You object to creating empty methods because they cause compiler warnings. In your case, just omit the parameter name:

void funC(int) // Note lack of parameter name
{
}

Or comment the name out:

void funC(int /*input3*/)
{
}

Or even by using templates!

template<class T> void ignore( const T& ) { }

//...

void funC(int input3)
{
    ignore(input3);
}

Here's what I would have done: create a helper base class with empty default implementations of all pure virtual methods. Then you can derive from this base class instead of the main interface and then select which method to override.

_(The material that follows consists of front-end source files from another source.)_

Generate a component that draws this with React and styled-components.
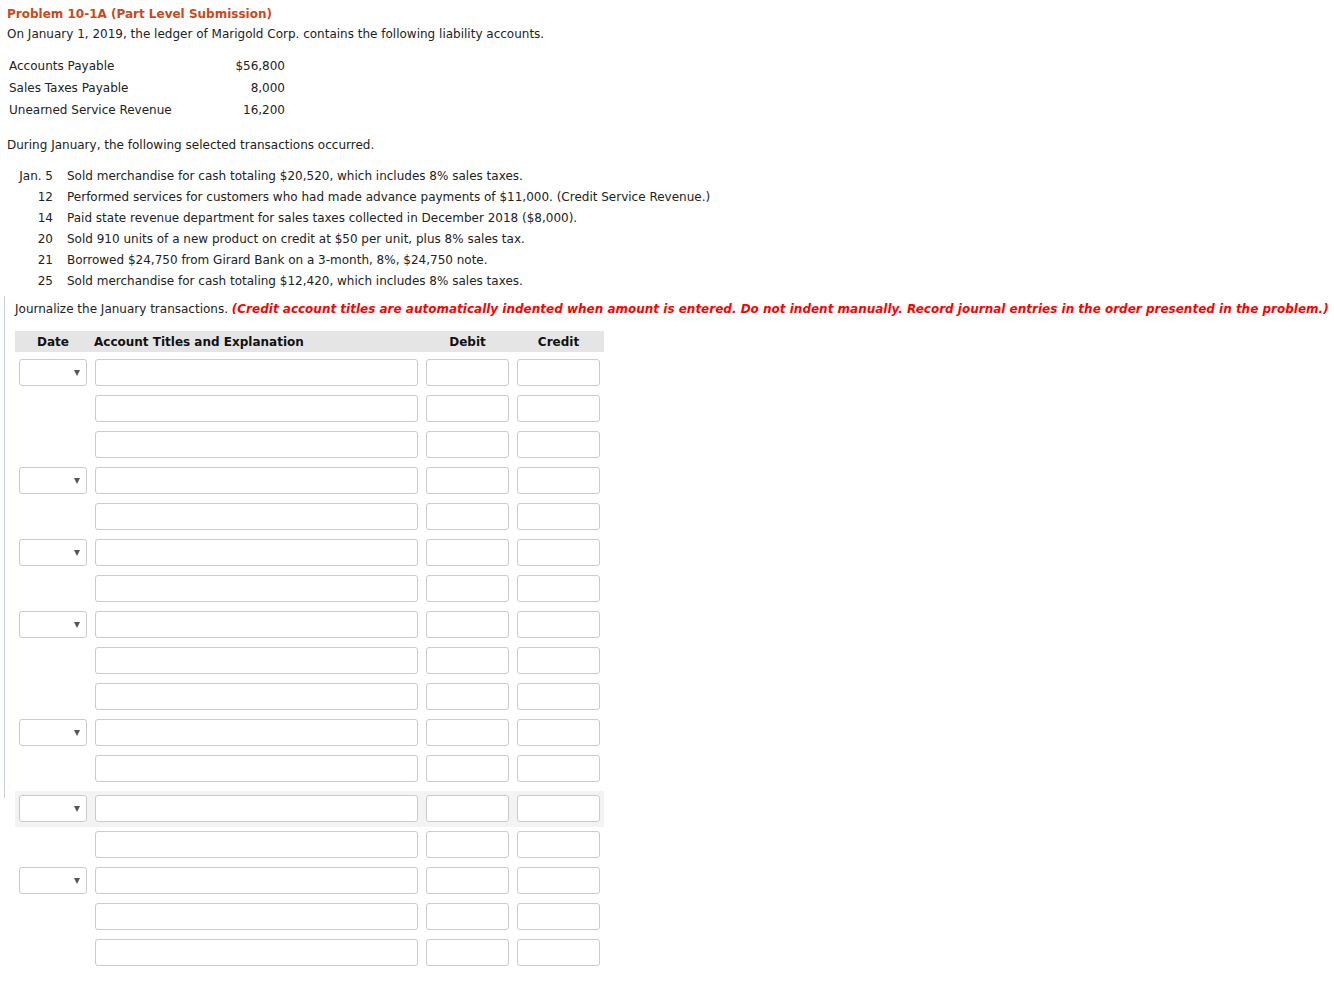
import React from "react";
import styled, { createGlobalStyle } from "styled-components";

const Global = createGlobalStyle`
  html, body { margin: 0; padding: 0; background: #fff; }
  body {
    font-family: "DejaVu Sans", Verdana, sans-serif;
    font-size: 12px;
    color: #222;
  }
`;

const Page = styled.div`
  padding: 5px 0 40px 7px;
`;

const Title = styled.div`
  font-weight: bold;
  color: #c94a1a;
  line-height: 18px;
`;

const Para = styled.div`
  line-height: 18px;
  margin-top: ${(p) => p.$mt || 0}px;
`;

const Accounts = styled.div`
  margin-top: 12px;
  display: grid;
  grid-template-columns: 216px 62px;
`;

const AccName = styled.div`
  line-height: 22px;
  padding-left: 2px;
`;

const AccAmount = styled.div`
  line-height: 22px;
  text-align: right;
`;

const Transactions = styled.div`
  margin-top: 12px;
  display: grid;
  grid-template-columns: 46px 1fr;
  column-gap: 14px;
`;

const TDate = styled.div`
  line-height: 21px;
  text-align: right;
`;

const TText = styled.div`
  line-height: 21px;
`;

const Journal = styled.div`
  position: relative;
  margin-left: -3px;
  padding: 2px 0 0 11px;
  margin-top: 6px;
  &::before {
    content: "";
    position: absolute;
    left: 0;
    top: -2px;
    width: 1px;
    height: 502px;
    background: #c7cfe0;
  }
`;

const Instruction = styled.div`
  line-height: 18px;
`;

const Red = styled.span`
  color: #f00;
  font-weight: bold;
  font-style: italic;
`;

const Grid = styled.div`
  margin-top: 13px;
  width: 589px;
`;

const Header = styled.div`
  display: grid;
  grid-template-columns: 76px 331px 91px 91px;
  background: #e5e5e5;
  height: 21px;
  align-items: center;
  font-weight: bold;
  color: #111;
  margin-bottom: 3px;
`;

const HCell = styled.div`
  text-align: ${(p) => (p.$left ? "left" : "center")};
  padding-left: ${(p) => (p.$left ? "3px" : "0")};
`;

const Row = styled.div`
  display: grid;
  grid-template-columns: 76px 331px 91px 91px;
  height: 36px;
  box-sizing: border-box;
  padding-top: 4px;
  background: ${(p) => (p.$active ? "#f3f3f3" : "transparent")};
  margin-top: ${(p) => (p.$active ? "4px" : "0")};
`;

const Cell = styled.div`
  padding: 0 4px;
`;

const Box = styled.div`
  box-sizing: border-box;
  height: 27px;
  border: 1px solid #cbcbcb;
  border-radius: 3px;
  background: #fff;
`;

const Select = styled(Box)`
  display: flex;
  align-items: center;
  justify-content: flex-end;
  padding-right: 6px;
`;

const Arrow = styled.span`
  width: 0;
  height: 0;
  border-left: 3px solid transparent;
  border-right: 3px solid transparent;
  border-top: 6px solid #555;
`;

const transactions = [
  ["Jan. 5", "Sold merchandise for cash totaling $20,520, which includes 8% sales taxes."],
  ["12", "Performed services for customers who had made advance payments of $11,000. (Credit Service Revenue.)"],
  ["14", "Paid state revenue department for sales taxes collected in December 2018 ($8,000)."],
  ["20", "Sold 910 units of a new product on credit at $50 per unit, plus 8% sales tax."],
  ["21", "Borrowed $24,750 from Girard Bank on a 3-month, 8%, $24,750 note."],
  ["25", "Sold merchandise for cash totaling $12,420, which includes 8% sales taxes."],
];

const groups = [3, 2, 2, 3, 2, 2, 3];

export default function App() {
  const rows = [];
  groups.forEach((n, gi) => {
    for (let i = 0; i < n; i++) {
      rows.push({ date: i === 0, active: gi === 5 && i === 0, key: `${gi}-${i}` });
    }
  });
  return (
    <>
      <Global />
      <Page>
        <Title>Problem 10-1A (Part Level Submission)</Title>
        <Para $mt={2}>On January 1, 2019, the ledger of Marigold Corp. contains the following liability accounts.</Para>
        <Accounts>
          <AccName>Accounts Payable</AccName>
          <AccAmount>$56,800</AccAmount>
          <AccName>Sales Taxes Payable</AccName>
          <AccAmount>8,000</AccAmount>
          <AccName>Unearned Service Revenue</AccName>
          <AccAmount>16,200</AccAmount>
        </Accounts>
        <Para $mt={15}>During January, the following selected transactions occurred.</Para>
        <Transactions>
          {transactions.map(([d, t]) => (
            <React.Fragment key={d}>
              <TDate>{d}</TDate>
              <TText>{t}</TText>
            </React.Fragment>
          ))}
        </Transactions>
        <Journal>
          <Instruction>
            Journalize the January transactions.{" "}
            <Red>
              (Credit account titles are automatically indented when amount is entered. Do not indent manually. Record journal entries in the order presented in the problem.)
            </Red>
          </Instruction>
          <Grid>
            <Header>
              <HCell>Date</HCell>
              <HCell $left>Account Titles and Explanation</HCell>
              <HCell>Debit</HCell>
              <HCell>Credit</HCell>
            </Header>
            {rows.map((r) => (
              <Row key={r.key} $active={r.active}>
                <Cell>
                  {r.date && (
                    <Select>
                      <Arrow />
                    </Select>
                  )}
                </Cell>
                <Cell><Box /></Cell>
                <Cell><Box /></Cell>
                <Cell><Box /></Cell>
              </Row>
            ))}
          </Grid>
        </Journal>
      </Page>
    </>
  );
}
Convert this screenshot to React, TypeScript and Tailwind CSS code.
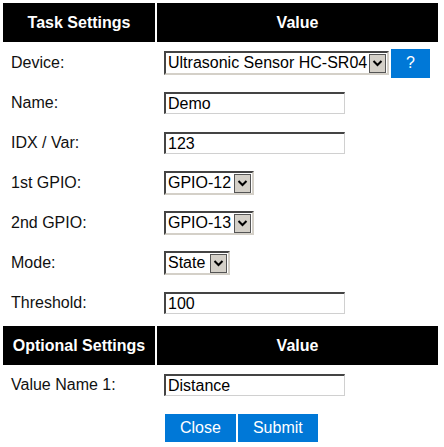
import React from 'react';

const Header: React.FC<{ left: string }> = ({ left }) => (
  <div className="grid grid-cols-[152px_281px] gap-x-[2px] h-[39px]">
    <div className="bg-black text-white font-bold flex items-center justify-center">{left}</div>
    <div className="bg-black text-white font-bold flex items-center justify-center">Value</div>
  </div>
);

const Row: React.FC<{ label: string; children: React.ReactNode }> = ({ label, children }) => (
  <div className="grid grid-cols-[152px_281px] gap-x-[2px] h-[40px] items-center">
    <div className="pl-[8px] text-[#111]">{label}</div>
    <div className="pl-[7px] flex items-center gap-[2px]">{children}</div>
  </div>
);

const TextInput: React.FC<{ value: string }> = ({ value }) => (
  <div className="w-[181px] h-[22px] bg-white border-t-2 border-l-2 border-t-[#444] border-l-[#444] border-b border-r border-b-[#d0d0d0] border-r-[#d0d0d0] pl-[2px] flex items-center leading-none text-black">
    {value}
  </div>
);

const Select: React.FC<{ value: string; width: string }> = ({ value, width }) => (
  <div
    className={`${width} h-[24px] bg-white border-t-2 border-l-2 border-t-[#444] border-l-[#444] border-b-2 border-r-2 border-b-[#d4d0c8] border-r-[#d4d0c8] flex items-center justify-between leading-none text-black`}
  >
    <span className="pl-[2px] whitespace-nowrap">{value}</span>
    <span className="w-[17px] h-[19px] mr-[1px] bg-[#d4d0c8] border border-[#555] flex items-center justify-center">
      <svg width="11" height="8" viewBox="0 0 11 8">
        <path d="M1.5 2 L5.5 6 L9.5 2" fill="none" stroke="#000" strokeWidth="2" />
      </svg>
    </span>
  </div>
);

const BlueButton: React.FC<{ children: React.ReactNode; className?: string }> = ({ children, className }) => (
  <div className={`bg-[#0078d7] text-white flex items-center justify-center leading-none ${className ?? ''}`}>{children}</div>
);

export default function App() {
  return (
    <div className="w-[444px] h-[447px] bg-white overflow-hidden text-[16px] pt-[3px] pl-[3px]" style={{ fontFamily: '"Liberation Sans", Arial, sans-serif' }}>
      <Header left="Task Settings" />
      <div className="h-px" />
      <Row label="Device:">
        <Select value="Ultrasonic Sensor HC-SR04" width="w-[225px]" />
        <BlueButton className="w-[39px] h-[29px]">?</BlueButton>
      </Row>
      <Row label="Name:">
        <TextInput value="Demo" />
      </Row>
      <Row label="IDX / Var:">
        <TextInput value="123" />
      </Row>
      <Row label="1st GPIO:">
        <Select value="GPIO-12" width="w-[90px]" />
      </Row>
      <Row label="2nd GPIO:">
        <Select value="GPIO-13" width="w-[90px]" />
      </Row>
      <Row label="Mode:">
        <Select value="State" width="w-[66px]" />
      </Row>
      <Row label="Threshold:">
        <TextInput value="100" />
      </Row>
      <div className="h-[3px]" />
      <Header left="Optional Settings" />
      <Row label="Value Name 1:">
        <TextInput value="Distance" />
      </Row>
      <div className="grid grid-cols-[152px_281px] gap-x-[2px] mt-[9px]">
        <div />
        <div className="pl-[8px] flex gap-[2px]">
          <BlueButton className="h-[28px] px-[15px]">Close</BlueButton>
          <BlueButton className="h-[28px] px-[15px]">Submit</BlueButton>
        </div>
      </div>
    </div>
  );
}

// main interface, everything pure virtual
struct IBase
{
   virtual ~IBase() {}
   virtual void basicFun() = 0;
   virtual void funA(int input1) = 0;
   virtual void funB(int input2) = 0;
   virtual void funC(int input3) = 0;
};

// helper base class with default implementations (empty)
class Base : public IBase
{
   void basicFun() {}
   void funA(int input1) {}
   void funB(int input2) {}
   void funC(int input3) {}
};

class Derived1 : public Base { //this class support only funA()
   void funA(int input1) {//do something}
};

class Derived2 : public Base { //this class support both funA() funB()
   void funA(int input1) {//do something}
   void funB(int input2) {//do something}
};

class Derived3 : public IBase { //this class support all
   void basicFun() {//....}
   void funA(int input1) {//do something}
   void funB(int input2) {//do something}
   void funC(int input3) {//do something}
};

int main()
{
   // I always program to the interface
   IBase& b1 = Derived1(); b1.basicFun(); b1.funA(); b1.funB(); b1.funC();
   IBase& b2 = Derived2(); b2.basicFun(); b2.funA(); b2.funB(); b2.funC();
   IBase& b3 = Derived3(); b3.basicFun(); b3.funA(); b3.funB(); b3.funC();
}

If you truly need non uniform interfaces (think about it before), maybe the Visitor pattern is worth a try:

struct Visitor;

struct Base
{
    virtual ~Base() {}
    virtual void accept(Visitor& v) { v.visit(*this); }
};

struct InterfaceA : Base
{
    void accept(Visitor& v) { v.visit(*this); }
    virtual void MethodA() = 0;
};

struct InterfaceB : Base
{
    void accept(Visitor& v) { v.visit(*this); }
    virtual void MethodB() = 0;
};

struct InterfaceA2 : InterfaceA
{
    void accept(Visitor& v) { v.visit(*this); }
    void MethodA(); // Override, eg. in terms of MethodC
    virtual void MethodC() = 0;
};

// Provide sensible default behavior. Note that the visitor class must be
// aware of the whole hierarchy of interfaces
struct Visitor
{
    virtual ~Visitor() {}
    virtual void visit(Base& b) { throw "not implemented"; }
    virtual void visit(InterfaceA& x) { this->visit(static_cast<Base&>(x)); }
    virtual void visit(InterfaceA2& x) { this->visit(static_cast<InterfaceA&>(x)); }
    virtual void visit(InterfaceB& x) { this->visit(static_cast<Base&>(x)); }
};


// Concrete visitor: you don't have to override all the functions. The unimplemented
// ones will default to what you expect.
struct MyAction : Visitor
{
    void visit(InterfaceA& x)
    {
        x.MethodA();
    }

    void visit(InterfaceB& x)
    {
        x.methodB();
    }
};

usage:

Base* x = getSomeConcreteObject();
MyAction f;
x->accept(f);

this will invoke either MethodA or MethodB depending on the runtime type of x. The visitor as implemented allows you not to overload many functions, and falls back to the action for a base class if the behavior is not implemented. Eventually, if you fail to provide an action in a visitor for some class, it will default to throw "not implemented".

Const correctness may force you to distinguish between Visitor and ConstVisitor, for whom all the accept methods would be const.